═════ Data rows ═════

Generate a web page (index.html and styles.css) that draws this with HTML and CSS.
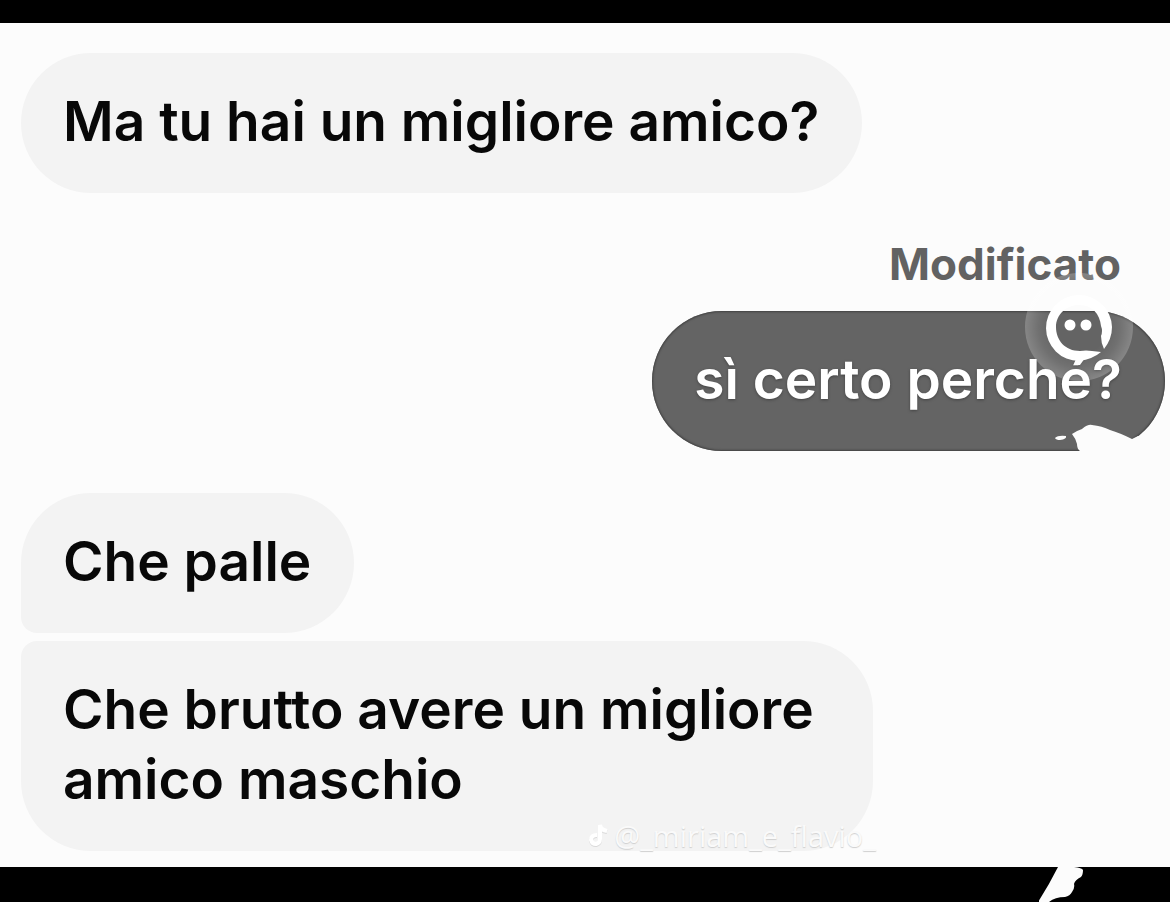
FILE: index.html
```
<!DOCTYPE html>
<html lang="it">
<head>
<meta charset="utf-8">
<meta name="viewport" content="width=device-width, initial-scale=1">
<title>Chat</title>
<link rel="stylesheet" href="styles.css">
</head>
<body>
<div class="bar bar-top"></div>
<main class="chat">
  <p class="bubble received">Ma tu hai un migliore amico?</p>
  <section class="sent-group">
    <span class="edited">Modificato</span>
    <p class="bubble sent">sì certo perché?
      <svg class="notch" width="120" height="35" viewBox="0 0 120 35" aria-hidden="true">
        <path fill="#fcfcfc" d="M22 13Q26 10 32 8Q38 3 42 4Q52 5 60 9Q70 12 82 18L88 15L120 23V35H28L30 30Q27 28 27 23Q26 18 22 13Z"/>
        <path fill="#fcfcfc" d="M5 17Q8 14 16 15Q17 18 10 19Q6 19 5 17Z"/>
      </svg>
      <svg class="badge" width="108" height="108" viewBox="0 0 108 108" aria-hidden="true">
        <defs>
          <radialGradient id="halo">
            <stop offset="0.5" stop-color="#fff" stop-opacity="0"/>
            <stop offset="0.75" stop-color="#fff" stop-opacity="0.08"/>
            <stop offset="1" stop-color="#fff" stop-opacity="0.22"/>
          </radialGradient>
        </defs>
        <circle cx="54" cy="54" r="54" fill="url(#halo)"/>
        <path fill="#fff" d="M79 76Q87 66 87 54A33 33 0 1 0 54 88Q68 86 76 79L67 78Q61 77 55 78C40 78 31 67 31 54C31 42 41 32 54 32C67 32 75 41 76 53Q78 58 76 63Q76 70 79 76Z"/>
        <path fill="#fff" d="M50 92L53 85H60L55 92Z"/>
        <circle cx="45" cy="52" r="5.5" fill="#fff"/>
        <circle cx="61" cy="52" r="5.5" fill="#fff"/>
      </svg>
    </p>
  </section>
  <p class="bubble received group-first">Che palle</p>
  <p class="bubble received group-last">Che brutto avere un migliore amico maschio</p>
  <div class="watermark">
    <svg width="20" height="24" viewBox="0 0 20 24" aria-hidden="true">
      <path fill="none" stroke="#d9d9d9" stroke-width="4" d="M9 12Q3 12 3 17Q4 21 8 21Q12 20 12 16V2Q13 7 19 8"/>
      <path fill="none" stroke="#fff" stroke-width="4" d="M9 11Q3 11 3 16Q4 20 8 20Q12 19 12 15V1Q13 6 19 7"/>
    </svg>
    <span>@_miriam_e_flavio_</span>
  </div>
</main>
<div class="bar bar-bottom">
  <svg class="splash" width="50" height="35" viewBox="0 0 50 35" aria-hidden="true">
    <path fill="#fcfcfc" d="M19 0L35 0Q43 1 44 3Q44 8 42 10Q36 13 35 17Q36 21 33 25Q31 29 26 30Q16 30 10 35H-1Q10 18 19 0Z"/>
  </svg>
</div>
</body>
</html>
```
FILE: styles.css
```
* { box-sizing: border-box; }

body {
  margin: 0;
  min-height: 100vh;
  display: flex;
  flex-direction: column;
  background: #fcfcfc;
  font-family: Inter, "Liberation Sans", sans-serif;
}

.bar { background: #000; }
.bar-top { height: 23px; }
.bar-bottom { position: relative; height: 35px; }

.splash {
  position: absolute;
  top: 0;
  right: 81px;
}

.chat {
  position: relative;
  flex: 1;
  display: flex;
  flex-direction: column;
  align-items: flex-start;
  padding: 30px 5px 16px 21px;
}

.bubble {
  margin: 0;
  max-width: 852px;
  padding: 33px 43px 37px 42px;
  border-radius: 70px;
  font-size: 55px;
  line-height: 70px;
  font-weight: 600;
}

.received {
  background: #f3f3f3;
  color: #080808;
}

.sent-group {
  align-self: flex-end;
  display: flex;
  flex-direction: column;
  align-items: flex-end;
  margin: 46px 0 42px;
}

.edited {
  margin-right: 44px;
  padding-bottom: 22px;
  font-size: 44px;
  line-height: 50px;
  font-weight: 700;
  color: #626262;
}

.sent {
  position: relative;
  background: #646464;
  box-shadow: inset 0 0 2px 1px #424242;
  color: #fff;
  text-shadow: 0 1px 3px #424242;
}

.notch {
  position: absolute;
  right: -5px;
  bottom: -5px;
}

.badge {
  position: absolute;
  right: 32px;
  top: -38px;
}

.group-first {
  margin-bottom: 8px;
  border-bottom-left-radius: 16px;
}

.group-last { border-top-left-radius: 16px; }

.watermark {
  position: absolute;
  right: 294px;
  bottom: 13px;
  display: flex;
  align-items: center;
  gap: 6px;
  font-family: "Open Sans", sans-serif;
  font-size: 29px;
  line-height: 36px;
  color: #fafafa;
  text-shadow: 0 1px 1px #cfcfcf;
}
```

═════
═════ Data rows ═════

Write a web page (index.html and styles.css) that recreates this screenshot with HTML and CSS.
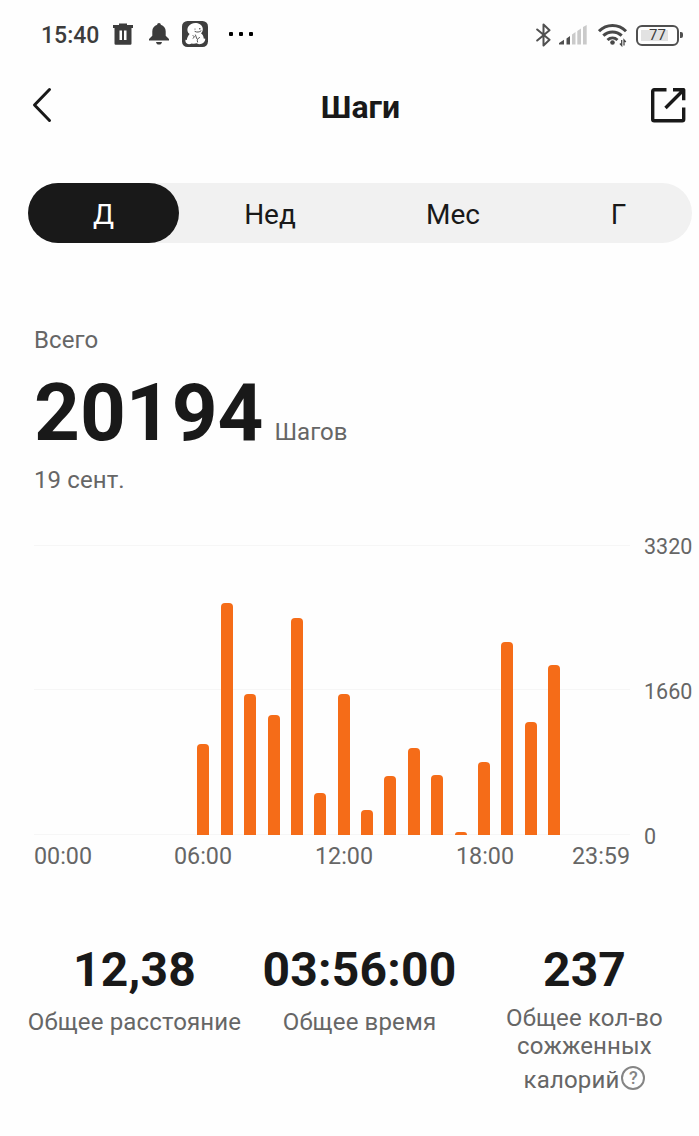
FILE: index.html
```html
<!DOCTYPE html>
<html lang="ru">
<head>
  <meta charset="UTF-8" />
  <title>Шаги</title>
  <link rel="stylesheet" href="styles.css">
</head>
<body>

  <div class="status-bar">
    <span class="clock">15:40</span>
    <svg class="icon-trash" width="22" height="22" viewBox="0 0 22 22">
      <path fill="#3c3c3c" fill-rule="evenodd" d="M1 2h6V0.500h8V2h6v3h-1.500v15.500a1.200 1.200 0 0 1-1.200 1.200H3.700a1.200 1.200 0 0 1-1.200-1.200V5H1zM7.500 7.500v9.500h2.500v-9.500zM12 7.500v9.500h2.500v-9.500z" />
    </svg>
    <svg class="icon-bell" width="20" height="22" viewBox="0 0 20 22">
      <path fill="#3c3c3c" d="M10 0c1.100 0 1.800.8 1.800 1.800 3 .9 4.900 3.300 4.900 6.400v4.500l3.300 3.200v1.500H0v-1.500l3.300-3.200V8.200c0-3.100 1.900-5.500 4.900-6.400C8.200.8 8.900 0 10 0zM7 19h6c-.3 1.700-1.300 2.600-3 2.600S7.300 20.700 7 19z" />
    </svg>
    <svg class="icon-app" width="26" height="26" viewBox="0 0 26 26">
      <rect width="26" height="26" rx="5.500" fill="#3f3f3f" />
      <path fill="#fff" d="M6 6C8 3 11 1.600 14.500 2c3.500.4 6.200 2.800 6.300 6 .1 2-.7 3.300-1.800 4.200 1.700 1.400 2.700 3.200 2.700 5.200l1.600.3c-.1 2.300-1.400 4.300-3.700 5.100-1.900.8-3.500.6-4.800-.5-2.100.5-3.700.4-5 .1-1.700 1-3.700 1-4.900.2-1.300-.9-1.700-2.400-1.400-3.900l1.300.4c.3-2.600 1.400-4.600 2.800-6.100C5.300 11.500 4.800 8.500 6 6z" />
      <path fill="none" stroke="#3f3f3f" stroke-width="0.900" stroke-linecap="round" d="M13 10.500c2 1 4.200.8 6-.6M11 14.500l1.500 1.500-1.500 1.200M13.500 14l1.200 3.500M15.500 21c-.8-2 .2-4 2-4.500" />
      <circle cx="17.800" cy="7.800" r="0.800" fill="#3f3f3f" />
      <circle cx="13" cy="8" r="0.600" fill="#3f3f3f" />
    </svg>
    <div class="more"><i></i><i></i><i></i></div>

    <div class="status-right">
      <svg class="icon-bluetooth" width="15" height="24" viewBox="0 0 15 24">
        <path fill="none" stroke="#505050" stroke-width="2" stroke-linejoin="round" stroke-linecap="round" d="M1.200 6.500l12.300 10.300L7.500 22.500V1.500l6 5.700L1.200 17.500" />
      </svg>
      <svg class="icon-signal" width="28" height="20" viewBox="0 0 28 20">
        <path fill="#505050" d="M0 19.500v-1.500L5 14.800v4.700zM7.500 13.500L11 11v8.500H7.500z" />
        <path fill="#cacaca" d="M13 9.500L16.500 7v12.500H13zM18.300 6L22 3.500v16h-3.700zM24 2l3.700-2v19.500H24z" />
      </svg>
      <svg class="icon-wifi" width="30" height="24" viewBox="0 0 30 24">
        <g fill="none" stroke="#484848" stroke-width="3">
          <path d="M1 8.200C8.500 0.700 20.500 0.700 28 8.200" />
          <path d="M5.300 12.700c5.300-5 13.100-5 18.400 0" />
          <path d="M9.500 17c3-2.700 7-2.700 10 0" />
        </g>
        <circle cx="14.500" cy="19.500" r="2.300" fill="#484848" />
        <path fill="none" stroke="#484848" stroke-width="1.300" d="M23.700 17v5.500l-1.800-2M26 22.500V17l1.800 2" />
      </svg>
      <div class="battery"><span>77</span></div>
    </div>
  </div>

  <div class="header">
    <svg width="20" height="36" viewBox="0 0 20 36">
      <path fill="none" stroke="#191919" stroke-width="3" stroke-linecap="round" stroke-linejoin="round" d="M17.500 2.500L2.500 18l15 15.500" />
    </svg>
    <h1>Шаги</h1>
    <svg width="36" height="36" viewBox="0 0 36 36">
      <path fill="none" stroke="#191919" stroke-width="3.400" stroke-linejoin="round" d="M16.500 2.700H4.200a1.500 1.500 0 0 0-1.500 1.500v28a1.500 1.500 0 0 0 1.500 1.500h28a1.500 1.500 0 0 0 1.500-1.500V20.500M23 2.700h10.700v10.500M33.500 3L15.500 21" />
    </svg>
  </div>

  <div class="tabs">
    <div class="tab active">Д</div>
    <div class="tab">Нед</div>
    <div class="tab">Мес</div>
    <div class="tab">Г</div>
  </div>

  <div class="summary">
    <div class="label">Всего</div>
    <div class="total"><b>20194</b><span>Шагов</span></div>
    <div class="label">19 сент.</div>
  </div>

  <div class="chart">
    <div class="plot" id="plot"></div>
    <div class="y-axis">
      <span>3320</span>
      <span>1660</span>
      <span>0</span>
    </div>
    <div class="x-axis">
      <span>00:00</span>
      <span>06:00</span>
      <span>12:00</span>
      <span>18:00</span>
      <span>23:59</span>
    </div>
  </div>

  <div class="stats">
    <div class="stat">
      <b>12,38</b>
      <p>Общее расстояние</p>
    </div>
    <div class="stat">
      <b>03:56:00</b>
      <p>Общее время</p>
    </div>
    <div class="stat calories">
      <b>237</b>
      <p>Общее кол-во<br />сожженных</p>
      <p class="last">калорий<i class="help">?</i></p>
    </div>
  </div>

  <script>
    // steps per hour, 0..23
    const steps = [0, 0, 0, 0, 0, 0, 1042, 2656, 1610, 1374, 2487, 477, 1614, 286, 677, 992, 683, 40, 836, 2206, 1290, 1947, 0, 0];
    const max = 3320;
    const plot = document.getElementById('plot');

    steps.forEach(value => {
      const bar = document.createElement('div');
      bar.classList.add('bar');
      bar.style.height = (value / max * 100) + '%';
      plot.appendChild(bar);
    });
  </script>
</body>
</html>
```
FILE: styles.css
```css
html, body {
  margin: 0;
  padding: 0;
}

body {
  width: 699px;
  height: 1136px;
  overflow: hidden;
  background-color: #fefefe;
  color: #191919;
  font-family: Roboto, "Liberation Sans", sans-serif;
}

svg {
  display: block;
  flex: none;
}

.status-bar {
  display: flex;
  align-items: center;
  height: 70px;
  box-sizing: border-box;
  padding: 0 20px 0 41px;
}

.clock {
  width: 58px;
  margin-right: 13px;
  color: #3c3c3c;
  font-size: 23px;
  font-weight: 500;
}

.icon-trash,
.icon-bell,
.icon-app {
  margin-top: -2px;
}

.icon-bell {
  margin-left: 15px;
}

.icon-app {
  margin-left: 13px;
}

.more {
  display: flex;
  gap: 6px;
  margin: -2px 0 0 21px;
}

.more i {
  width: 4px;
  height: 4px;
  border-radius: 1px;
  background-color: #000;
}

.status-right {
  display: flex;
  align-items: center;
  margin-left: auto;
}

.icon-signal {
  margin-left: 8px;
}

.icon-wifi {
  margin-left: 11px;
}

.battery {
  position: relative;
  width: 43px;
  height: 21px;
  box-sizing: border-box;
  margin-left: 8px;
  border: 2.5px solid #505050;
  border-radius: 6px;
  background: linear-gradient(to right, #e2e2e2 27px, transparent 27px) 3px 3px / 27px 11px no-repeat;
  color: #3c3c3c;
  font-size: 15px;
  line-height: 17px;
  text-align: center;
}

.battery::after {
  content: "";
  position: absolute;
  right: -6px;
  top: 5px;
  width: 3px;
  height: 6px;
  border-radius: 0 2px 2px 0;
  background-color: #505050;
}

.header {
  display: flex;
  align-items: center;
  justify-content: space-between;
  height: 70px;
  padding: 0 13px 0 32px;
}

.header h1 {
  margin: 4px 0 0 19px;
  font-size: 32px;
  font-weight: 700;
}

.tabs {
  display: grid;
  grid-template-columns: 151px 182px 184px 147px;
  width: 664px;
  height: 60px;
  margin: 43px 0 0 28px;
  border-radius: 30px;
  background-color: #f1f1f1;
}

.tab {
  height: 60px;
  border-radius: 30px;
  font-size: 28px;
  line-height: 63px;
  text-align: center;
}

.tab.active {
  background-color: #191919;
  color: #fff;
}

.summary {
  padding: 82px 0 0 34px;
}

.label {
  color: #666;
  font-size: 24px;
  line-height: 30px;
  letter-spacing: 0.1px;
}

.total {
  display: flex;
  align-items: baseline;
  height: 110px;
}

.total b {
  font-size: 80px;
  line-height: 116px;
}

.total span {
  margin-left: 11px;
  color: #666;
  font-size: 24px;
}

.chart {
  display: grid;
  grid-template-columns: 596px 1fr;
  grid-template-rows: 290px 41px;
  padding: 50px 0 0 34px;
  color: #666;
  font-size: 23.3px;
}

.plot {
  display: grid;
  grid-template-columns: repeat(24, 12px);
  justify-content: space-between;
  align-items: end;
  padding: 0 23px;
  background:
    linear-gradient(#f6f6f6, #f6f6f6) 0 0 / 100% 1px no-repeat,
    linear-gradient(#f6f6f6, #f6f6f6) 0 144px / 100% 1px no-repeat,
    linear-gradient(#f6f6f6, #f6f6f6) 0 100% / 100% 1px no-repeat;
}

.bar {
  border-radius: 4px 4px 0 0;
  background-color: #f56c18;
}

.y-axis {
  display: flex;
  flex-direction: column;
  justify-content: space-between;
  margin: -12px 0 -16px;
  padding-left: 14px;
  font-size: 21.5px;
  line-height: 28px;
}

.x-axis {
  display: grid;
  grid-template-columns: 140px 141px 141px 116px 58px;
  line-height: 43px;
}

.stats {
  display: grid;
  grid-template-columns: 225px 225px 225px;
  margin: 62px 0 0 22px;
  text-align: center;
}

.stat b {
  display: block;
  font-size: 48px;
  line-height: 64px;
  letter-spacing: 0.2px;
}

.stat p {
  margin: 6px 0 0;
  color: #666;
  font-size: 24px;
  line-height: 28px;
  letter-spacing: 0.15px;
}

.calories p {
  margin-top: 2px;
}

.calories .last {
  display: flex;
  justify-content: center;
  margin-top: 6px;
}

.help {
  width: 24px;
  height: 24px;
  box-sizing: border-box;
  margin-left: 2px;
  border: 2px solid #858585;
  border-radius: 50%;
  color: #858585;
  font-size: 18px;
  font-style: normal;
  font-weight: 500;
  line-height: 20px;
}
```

═════

* **Task description**
Show every line from the listing above in which the string "that" appears.

* **Solved exercise**
Generate a web page (index.html and styles.css) that draws this with HTML and CSS.
Write a web page (index.html and styles.css) that recreates this screenshot with HTML and CSS.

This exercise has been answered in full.